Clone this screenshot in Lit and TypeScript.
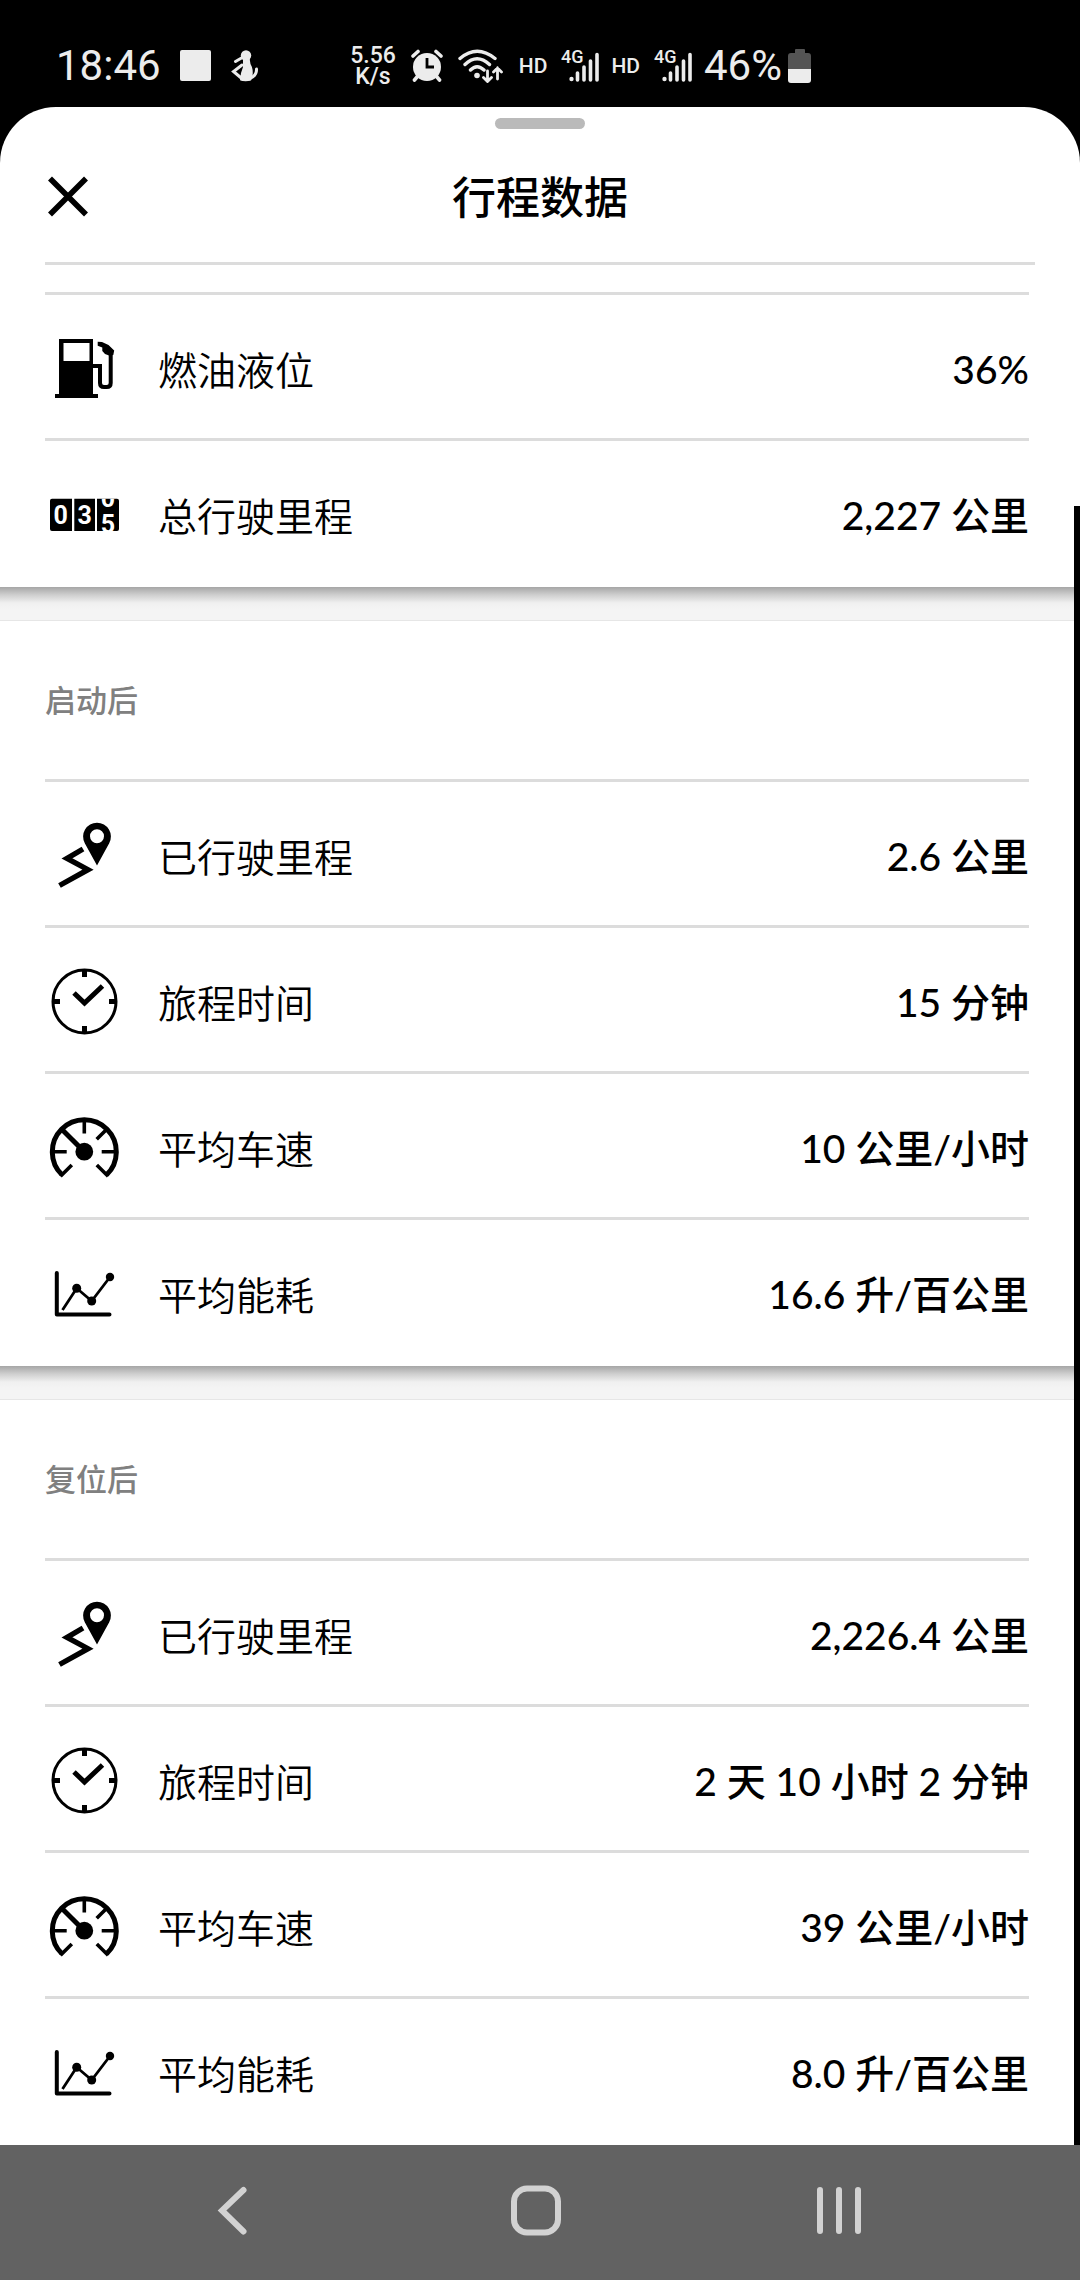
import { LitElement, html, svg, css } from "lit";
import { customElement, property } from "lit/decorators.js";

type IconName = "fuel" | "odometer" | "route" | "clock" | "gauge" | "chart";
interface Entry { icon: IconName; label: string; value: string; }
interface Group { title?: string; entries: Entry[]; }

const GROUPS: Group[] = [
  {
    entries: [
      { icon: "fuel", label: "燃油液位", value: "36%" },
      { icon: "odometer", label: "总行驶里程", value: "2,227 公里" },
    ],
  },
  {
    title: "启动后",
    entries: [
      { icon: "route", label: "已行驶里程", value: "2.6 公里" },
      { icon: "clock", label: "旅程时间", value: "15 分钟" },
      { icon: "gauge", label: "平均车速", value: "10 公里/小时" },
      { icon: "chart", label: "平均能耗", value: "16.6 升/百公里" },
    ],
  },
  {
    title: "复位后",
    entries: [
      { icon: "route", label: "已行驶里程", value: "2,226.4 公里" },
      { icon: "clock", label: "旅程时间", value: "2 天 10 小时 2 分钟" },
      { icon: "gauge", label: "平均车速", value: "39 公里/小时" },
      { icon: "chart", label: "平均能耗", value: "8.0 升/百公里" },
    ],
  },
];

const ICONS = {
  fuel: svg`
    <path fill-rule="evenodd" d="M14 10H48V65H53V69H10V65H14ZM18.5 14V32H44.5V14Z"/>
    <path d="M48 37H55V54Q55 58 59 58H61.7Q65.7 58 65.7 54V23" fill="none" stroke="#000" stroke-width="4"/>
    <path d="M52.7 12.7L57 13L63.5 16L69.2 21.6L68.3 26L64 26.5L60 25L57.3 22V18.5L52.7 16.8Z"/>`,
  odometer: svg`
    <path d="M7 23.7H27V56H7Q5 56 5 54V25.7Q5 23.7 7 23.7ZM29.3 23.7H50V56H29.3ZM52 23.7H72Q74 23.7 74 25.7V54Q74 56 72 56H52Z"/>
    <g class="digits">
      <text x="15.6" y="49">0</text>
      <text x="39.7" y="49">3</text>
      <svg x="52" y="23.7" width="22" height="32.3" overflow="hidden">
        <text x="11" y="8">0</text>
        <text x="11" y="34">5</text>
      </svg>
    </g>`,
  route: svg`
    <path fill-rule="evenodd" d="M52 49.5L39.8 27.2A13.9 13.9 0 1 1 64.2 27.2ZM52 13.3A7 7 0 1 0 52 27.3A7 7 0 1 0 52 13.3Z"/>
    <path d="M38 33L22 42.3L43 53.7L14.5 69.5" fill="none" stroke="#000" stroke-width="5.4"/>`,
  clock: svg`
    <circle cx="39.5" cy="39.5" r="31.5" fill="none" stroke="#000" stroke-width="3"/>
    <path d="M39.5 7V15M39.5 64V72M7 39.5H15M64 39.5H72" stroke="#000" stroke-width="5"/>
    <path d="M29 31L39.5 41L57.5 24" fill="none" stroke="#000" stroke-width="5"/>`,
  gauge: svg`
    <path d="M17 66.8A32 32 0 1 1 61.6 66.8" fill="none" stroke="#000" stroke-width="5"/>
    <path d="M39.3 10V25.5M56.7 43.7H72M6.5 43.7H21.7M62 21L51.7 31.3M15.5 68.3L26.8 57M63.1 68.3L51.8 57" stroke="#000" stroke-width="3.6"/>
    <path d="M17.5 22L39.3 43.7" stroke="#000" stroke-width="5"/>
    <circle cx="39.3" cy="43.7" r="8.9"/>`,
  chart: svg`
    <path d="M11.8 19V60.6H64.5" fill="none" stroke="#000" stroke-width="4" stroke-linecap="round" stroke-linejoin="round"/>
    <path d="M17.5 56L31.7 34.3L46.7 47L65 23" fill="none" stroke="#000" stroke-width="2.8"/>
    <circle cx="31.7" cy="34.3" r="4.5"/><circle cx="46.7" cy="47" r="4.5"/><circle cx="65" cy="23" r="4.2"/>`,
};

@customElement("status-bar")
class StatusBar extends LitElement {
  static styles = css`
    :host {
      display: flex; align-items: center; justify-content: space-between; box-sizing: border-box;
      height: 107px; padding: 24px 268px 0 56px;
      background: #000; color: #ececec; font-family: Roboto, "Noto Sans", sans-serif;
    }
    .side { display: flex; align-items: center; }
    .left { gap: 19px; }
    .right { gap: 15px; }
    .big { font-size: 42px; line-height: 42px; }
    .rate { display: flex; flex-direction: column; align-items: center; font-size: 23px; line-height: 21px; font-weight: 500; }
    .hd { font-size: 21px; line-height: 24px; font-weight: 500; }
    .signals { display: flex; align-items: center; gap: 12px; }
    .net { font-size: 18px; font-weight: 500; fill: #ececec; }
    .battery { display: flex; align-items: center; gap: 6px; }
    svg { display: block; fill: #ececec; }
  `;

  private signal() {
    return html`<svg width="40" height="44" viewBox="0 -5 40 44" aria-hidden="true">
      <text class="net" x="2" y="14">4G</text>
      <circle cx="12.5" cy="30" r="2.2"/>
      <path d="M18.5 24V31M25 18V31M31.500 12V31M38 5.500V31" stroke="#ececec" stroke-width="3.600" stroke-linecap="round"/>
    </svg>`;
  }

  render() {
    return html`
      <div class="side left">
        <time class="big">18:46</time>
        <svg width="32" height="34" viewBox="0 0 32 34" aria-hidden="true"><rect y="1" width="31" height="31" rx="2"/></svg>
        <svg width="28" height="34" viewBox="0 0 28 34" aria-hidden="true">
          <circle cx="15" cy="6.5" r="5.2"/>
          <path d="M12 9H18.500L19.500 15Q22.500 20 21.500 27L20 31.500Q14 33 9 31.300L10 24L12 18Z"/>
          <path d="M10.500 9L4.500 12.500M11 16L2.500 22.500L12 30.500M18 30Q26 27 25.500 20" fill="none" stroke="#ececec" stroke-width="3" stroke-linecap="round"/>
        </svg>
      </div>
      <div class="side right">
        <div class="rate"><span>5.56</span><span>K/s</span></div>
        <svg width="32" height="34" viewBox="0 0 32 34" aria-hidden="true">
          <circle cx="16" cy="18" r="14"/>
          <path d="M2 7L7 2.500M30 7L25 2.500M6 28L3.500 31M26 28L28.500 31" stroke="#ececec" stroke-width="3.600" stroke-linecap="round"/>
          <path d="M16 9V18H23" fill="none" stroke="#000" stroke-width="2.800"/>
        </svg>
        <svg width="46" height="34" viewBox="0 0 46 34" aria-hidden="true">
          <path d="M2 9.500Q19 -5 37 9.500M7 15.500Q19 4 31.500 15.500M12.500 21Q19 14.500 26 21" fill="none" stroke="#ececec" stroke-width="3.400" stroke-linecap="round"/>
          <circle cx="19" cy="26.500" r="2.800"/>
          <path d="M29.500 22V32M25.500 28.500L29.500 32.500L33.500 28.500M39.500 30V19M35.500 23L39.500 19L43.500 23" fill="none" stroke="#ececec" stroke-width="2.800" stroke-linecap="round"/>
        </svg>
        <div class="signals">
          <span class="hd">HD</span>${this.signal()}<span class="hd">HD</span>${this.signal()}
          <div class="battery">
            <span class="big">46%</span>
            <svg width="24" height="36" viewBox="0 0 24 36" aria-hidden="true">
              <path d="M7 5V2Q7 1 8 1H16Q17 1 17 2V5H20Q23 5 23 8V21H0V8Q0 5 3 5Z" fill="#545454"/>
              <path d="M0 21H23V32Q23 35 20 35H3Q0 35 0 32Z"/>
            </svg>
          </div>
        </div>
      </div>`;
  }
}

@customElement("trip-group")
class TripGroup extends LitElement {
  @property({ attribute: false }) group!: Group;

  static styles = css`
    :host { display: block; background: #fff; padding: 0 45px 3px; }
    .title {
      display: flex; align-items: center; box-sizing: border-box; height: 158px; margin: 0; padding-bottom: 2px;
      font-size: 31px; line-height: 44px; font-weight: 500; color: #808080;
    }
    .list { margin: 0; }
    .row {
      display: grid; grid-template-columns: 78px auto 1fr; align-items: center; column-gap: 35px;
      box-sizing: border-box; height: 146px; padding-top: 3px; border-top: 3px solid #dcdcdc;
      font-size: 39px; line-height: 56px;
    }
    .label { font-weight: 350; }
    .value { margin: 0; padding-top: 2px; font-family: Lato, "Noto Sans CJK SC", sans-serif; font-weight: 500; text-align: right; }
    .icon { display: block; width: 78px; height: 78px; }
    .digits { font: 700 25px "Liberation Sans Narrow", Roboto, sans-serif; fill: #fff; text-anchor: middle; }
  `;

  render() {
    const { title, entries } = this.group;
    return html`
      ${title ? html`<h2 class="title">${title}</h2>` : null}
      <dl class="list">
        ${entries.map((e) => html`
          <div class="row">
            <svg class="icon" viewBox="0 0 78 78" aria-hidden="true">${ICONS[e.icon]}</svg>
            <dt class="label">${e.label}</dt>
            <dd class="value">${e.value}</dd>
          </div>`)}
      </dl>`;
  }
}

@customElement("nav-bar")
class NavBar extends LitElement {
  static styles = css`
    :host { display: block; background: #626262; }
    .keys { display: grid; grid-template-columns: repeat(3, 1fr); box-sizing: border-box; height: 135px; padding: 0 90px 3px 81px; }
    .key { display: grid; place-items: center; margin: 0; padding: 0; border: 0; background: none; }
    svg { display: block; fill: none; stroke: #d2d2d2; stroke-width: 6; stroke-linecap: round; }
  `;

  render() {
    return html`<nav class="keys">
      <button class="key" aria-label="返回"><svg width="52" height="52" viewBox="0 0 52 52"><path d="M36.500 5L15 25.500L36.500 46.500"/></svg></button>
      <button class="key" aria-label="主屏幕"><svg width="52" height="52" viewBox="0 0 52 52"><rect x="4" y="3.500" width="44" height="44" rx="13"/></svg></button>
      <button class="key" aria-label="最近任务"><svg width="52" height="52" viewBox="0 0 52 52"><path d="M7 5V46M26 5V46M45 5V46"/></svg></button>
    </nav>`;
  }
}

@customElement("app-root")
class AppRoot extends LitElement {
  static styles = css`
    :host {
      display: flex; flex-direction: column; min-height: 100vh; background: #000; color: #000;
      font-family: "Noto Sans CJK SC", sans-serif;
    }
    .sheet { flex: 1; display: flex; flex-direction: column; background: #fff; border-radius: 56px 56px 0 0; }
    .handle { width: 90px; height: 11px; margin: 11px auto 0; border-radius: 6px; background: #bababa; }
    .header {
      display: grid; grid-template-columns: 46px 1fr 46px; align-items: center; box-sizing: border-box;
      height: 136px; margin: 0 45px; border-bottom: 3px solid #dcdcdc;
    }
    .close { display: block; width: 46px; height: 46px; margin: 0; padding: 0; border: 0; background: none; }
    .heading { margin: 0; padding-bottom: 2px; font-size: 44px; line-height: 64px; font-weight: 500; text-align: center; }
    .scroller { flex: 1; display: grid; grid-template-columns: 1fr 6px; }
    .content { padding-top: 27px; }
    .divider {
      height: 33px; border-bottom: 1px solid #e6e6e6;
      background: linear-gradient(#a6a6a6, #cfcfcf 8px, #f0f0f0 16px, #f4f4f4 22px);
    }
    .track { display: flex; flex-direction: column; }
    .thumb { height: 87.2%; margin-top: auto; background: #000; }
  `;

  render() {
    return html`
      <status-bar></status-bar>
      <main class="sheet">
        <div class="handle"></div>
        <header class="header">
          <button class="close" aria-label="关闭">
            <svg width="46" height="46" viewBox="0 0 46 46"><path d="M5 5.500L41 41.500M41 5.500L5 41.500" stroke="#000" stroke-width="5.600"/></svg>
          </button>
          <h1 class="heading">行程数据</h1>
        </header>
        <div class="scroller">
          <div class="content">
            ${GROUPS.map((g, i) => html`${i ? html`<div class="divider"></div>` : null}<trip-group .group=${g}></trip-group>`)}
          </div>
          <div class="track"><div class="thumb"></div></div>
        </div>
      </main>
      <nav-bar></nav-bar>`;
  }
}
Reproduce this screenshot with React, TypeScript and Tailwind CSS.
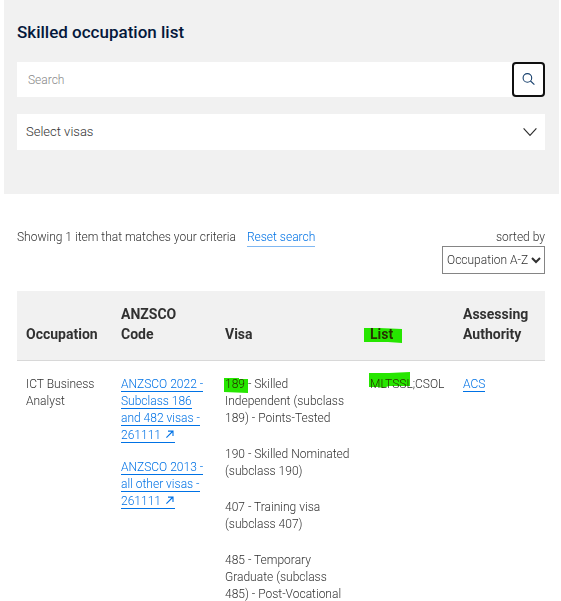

#####

Write out an exact copy of the listing, first line through the line containing "string; entries: Entry[];", with the pictures left out.

Clone this screenshot in Lit and TypeScript.
import { LitElement, html, svg, css } from "lit";
import { customElement, property } from "lit/decorators.js";

type IconName = "fuel" | "odometer" | "route" | "clock" | "gauge" | "chart";
interface Entry { icon: IconName; label: string; value: string; }
interface Group { title?: string; entries: Entry[]; }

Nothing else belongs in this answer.